▶ **SET TASK**: Without the pictures, print each of the records below exactly as it appears.

** Start RECORD LIST **

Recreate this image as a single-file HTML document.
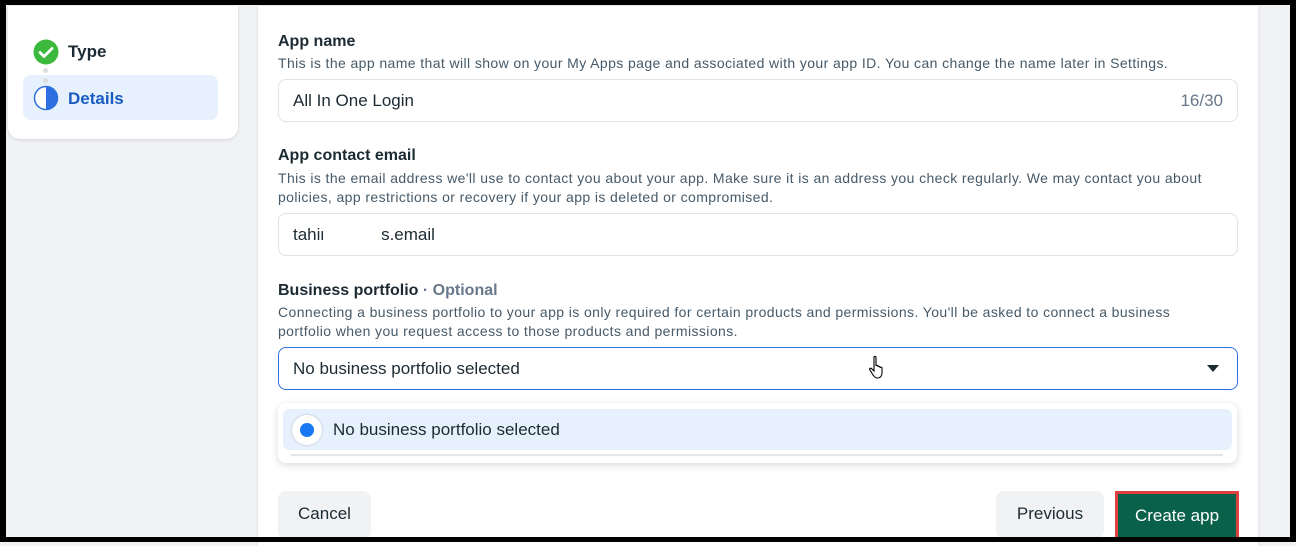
<!DOCTYPE html>
<html><head><meta charset="utf-8"><style>
*{box-sizing:border-box;margin:0;padding:0}
body{width:1296px;height:542px;overflow:hidden;background:#f0f2f5;font-family:"Liberation Sans",Arial,sans-serif;color:#1c2b33;position:relative}
.frame{position:absolute;inset:0;border:solid #000;border-width:5px 6px 5px 6px;z-index:10;pointer-events:none}
.side{position:absolute;left:8px;top:6px;width:230px;height:133px;background:#fff;border-radius:0 0 12px 12px;box-shadow:0 1px 3px rgba(0,0,0,.12)}
.main{position:absolute;left:258px;top:6px;width:1000px;height:540px;background:#fff;box-shadow:0 0 3px rgba(0,0,0,.1)}
.abs{position:absolute}
.lbl{font-size:16px;font-weight:bold;color:#1c2b33}
.desc{font-size:14px;color:#465a69;line-height:19px;letter-spacing:.4px}
.inp{position:absolute;left:278px;width:960px;height:43px;border:1px solid #dee3e9;border-radius:8px;background:#fff;font-size:17px;padding:0 14px;line-height:42px;color:#1c2b33}
.btn{position:absolute;border-radius:8px;background:#f1f2f3;font-size:17px;color:#1c2b33;text-align:center;line-height:46px}
</style></head><body>
<div class="side">
  <svg class="abs" style="left:25px;top:33px" width="26" height="26" viewBox="0 0 26 26"><circle cx="13" cy="13" r="12.5" fill="#3cb93c"/><path d="M7 13.5l4 4 8-8" stroke="#fff" stroke-width="2.8" fill="none" stroke-linecap="round" stroke-linejoin="round"/></svg>
  <div class="abs" style="left:60px;top:36px;font-size:17px;font-weight:bold">Type</div>
  <div class="abs" style="left:35px;top:62px;width:5px;height:5px;border-radius:50%;background:#ddd"></div>
  <div class="abs" style="left:15px;top:69px;width:195px;height:45px;background:#e7f1fd;border-radius:8px"></div>
  <div class="abs" style="left:35px;top:72px;width:5px;height:5px;border-radius:50%;background:#ddd"></div>
  <svg class="abs" style="left:25px;top:79px" width="26" height="26" viewBox="0 0 26 26"><circle cx="13" cy="13" r="11.5" fill="#fff" stroke="#2d6fe0" stroke-width="1.5"/><path d="M13 1.5a11.5 11.5 0 0 1 0 23z" fill="#2d6fe0"/></svg>
  <div class="abs" style="left:60px;top:83px;font-size:17px;font-weight:bold;color:#1b5cc2">Details</div>
</div>
<div class="main"></div>
<div class="abs lbl" style="left:278px;top:33px">App name</div>
<div class="abs desc" style="left:278px;top:54px;white-space:nowrap">This is the app name that will show on your My Apps page and associated with your app ID. You can change the name later in Settings.</div>
<div class="inp" style="top:79px">All In One Login<span style="position:absolute;right:14px;color:#67788a">16/30</span></div>
<div class="abs lbl" style="left:278px;top:147px">App contact email</div>
<div class="abs desc" style="left:278px;top:169px;width:940px">This is the email address we'll use to contact you about your app. Make sure it is an address you check regularly. We may contact you about policies, app restrictions or recovery if your app is deleted or compromised.</div>
<div class="inp" style="top:213px">tahir<span style="display:inline-block;width:58px;margin-left:-3px;height:20px;background:#fff;vertical-align:middle"></span>s.email</div>
<div class="abs lbl" style="left:278px;top:282px">Business portfolio <span style="color:#67788a">· Optional</span></div>
<div class="abs desc" style="left:278px;top:303px;width:920px">Connecting a business portfolio to your app is only required for certain products and permissions. You'll be asked to connect a business portfolio when you request access to those products and permissions.</div>
<div class="inp" style="top:347px;border-color:#2d6fe0">No business portfolio selected
  <svg style="position:absolute;right:17px;top:16px" width="14" height="9" viewBox="0 0 14 9"><path d="M1 1h12L7 8z" fill="#1c2b33"/></svg></div>
<svg class="abs" style="left:868px;top:355px" width="20" height="26" viewBox="0 0 20 26"><path d="M6 2.5c0-1.4 2-1.4 2 0V11c0-1 2-1 2 0v1c0-1 2-1 2 0v1c0-1 2-1 2 0v5c0 3-2 5-4 5H9c-2 0-3-2-4-3L2 15c-1-1 0-2.5 1.5-1.5L6 16z" fill="#fff" stroke="#000" stroke-width="1.1"/></svg>
<div class="abs" style="left:278px;top:403px;width:959px;height:60px;background:#fff;border-radius:8px;box-shadow:0 2px 8px rgba(0,0,0,.15)">
  <div class="abs" style="left:5px;top:6px;width:949px;height:41px;background:#e7f1fd;border-radius:6px"></div>
  <div class="abs" style="left:14px;top:12px;width:30px;height:30px;border-radius:50%;background:#fff;box-shadow:0 0 2px rgba(0,0,0,.25)"></div>
  <div class="abs" style="left:22px;top:20px;width:14px;height:14px;border-radius:50%;background:#1877f2"></div>
  <div class="abs" style="left:55px;top:17px;font-size:17px">No business portfolio selected</div>
  <div class="abs" style="left:13px;top:51px;width:932px;height:2px;background:#e4e6ea"></div>
</div>
<div class="btn" style="left:278px;top:491px;width:93px;height:48px">Cancel</div>
<div class="btn" style="left:996px;top:491px;width:108px;height:48px">Previous</div>
<div class="abs" style="left:1115px;top:491px;width:124px;height:51px;border:3px solid #e0403f;background:#0a6149;color:#fff;font-size:17px;text-align:center;line-height:43px">Create app</div>
<div class="frame"></div>
</body></html>
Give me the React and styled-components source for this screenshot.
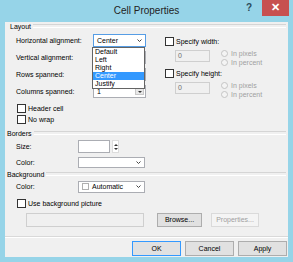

** End RECORD LIST **

▶ **FINAL ANSWER**:
Recreate this image as a single-file HTML document.
<!DOCTYPE html>
<html><head><meta charset="utf-8"><style>
*{box-sizing:border-box;margin:0;padding:0}
body{width:1296px;height:542px;overflow:hidden;background:#f0f2f5;font-family:"Liberation Sans",Arial,sans-serif;color:#1c2b33;position:relative}
.frame{position:absolute;inset:0;border:solid #000;border-width:5px 6px 5px 6px;z-index:10;pointer-events:none}
.side{position:absolute;left:8px;top:6px;width:230px;height:133px;background:#fff;border-radius:0 0 12px 12px;box-shadow:0 1px 3px rgba(0,0,0,.12)}
.main{position:absolute;left:258px;top:6px;width:1000px;height:540px;background:#fff;box-shadow:0 0 3px rgba(0,0,0,.1)}
.abs{position:absolute}
.lbl{font-size:16px;font-weight:bold;color:#1c2b33}
.desc{font-size:14px;color:#465a69;line-height:19px;letter-spacing:.4px}
.inp{position:absolute;left:278px;width:960px;height:43px;border:1px solid #dee3e9;border-radius:8px;background:#fff;font-size:17px;padding:0 14px;line-height:42px;color:#1c2b33}
.btn{position:absolute;border-radius:8px;background:#f1f2f3;font-size:17px;color:#1c2b33;text-align:center;line-height:46px}
</style></head><body>
<div class="side">
  <svg class="abs" style="left:25px;top:33px" width="26" height="26" viewBox="0 0 26 26"><circle cx="13" cy="13" r="12.5" fill="#3cb93c"/><path d="M7 13.5l4 4 8-8" stroke="#fff" stroke-width="2.8" fill="none" stroke-linecap="round" stroke-linejoin="round"/></svg>
  <div class="abs" style="left:60px;top:36px;font-size:17px;font-weight:bold">Type</div>
  <div class="abs" style="left:35px;top:62px;width:5px;height:5px;border-radius:50%;background:#ddd"></div>
  <div class="abs" style="left:15px;top:69px;width:195px;height:45px;background:#e7f1fd;border-radius:8px"></div>
  <div class="abs" style="left:35px;top:72px;width:5px;height:5px;border-radius:50%;background:#ddd"></div>
  <svg class="abs" style="left:25px;top:79px" width="26" height="26" viewBox="0 0 26 26"><circle cx="13" cy="13" r="11.5" fill="#fff" stroke="#2d6fe0" stroke-width="1.5"/><path d="M13 1.5a11.5 11.5 0 0 1 0 23z" fill="#2d6fe0"/></svg>
  <div class="abs" style="left:60px;top:83px;font-size:17px;font-weight:bold;color:#1b5cc2">Details</div>
</div>
<div class="main"></div>
<div class="abs lbl" style="left:278px;top:33px">App name</div>
<div class="abs desc" style="left:278px;top:54px;white-space:nowrap">This is the app name that will show on your My Apps page and associated with your app ID. You can change the name later in Settings.</div>
<div class="inp" style="top:79px">All In One Login<span style="position:absolute;right:14px;color:#67788a">16/30</span></div>
<div class="abs lbl" style="left:278px;top:147px">App contact email</div>
<div class="abs desc" style="left:278px;top:169px;width:940px">This is the email address we'll use to contact you about your app. Make sure it is an address you check regularly. We may contact you about policies, app restrictions or recovery if your app is deleted or compromised.</div>
<div class="inp" style="top:213px">tahir<span style="display:inline-block;width:58px;margin-left:-3px;height:20px;background:#fff;vertical-align:middle"></span>s.email</div>
<div class="abs lbl" style="left:278px;top:282px">Business portfolio <span style="color:#67788a">· Optional</span></div>
<div class="abs desc" style="left:278px;top:303px;width:920px">Connecting a business portfolio to your app is only required for certain products and permissions. You'll be asked to connect a business portfolio when you request access to those products and permissions.</div>
<div class="inp" style="top:347px;border-color:#2d6fe0">No business portfolio selected
  <svg style="position:absolute;right:17px;top:16px" width="14" height="9" viewBox="0 0 14 9"><path d="M1 1h12L7 8z" fill="#1c2b33"/></svg></div>
<svg class="abs" style="left:868px;top:355px" width="20" height="26" viewBox="0 0 20 26"><path d="M6 2.5c0-1.4 2-1.4 2 0V11c0-1 2-1 2 0v1c0-1 2-1 2 0v1c0-1 2-1 2 0v5c0 3-2 5-4 5H9c-2 0-3-2-4-3L2 15c-1-1 0-2.5 1.5-1.5L6 16z" fill="#fff" stroke="#000" stroke-width="1.1"/></svg>
<div class="abs" style="left:278px;top:403px;width:959px;height:60px;background:#fff;border-radius:8px;box-shadow:0 2px 8px rgba(0,0,0,.15)">
  <div class="abs" style="left:5px;top:6px;width:949px;height:41px;background:#e7f1fd;border-radius:6px"></div>
  <div class="abs" style="left:14px;top:12px;width:30px;height:30px;border-radius:50%;background:#fff;box-shadow:0 0 2px rgba(0,0,0,.25)"></div>
  <div class="abs" style="left:22px;top:20px;width:14px;height:14px;border-radius:50%;background:#1877f2"></div>
  <div class="abs" style="left:55px;top:17px;font-size:17px">No business portfolio selected</div>
  <div class="abs" style="left:13px;top:51px;width:932px;height:2px;background:#e4e6ea"></div>
</div>
<div class="btn" style="left:278px;top:491px;width:93px;height:48px">Cancel</div>
<div class="btn" style="left:996px;top:491px;width:108px;height:48px">Previous</div>
<div class="abs" style="left:1115px;top:491px;width:124px;height:51px;border:3px solid #e0403f;background:#0a6149;color:#fff;font-size:17px;text-align:center;line-height:43px">Create app</div>
<div class="frame"></div>
</body></html>
Give me the React and styled-components source for this screenshot.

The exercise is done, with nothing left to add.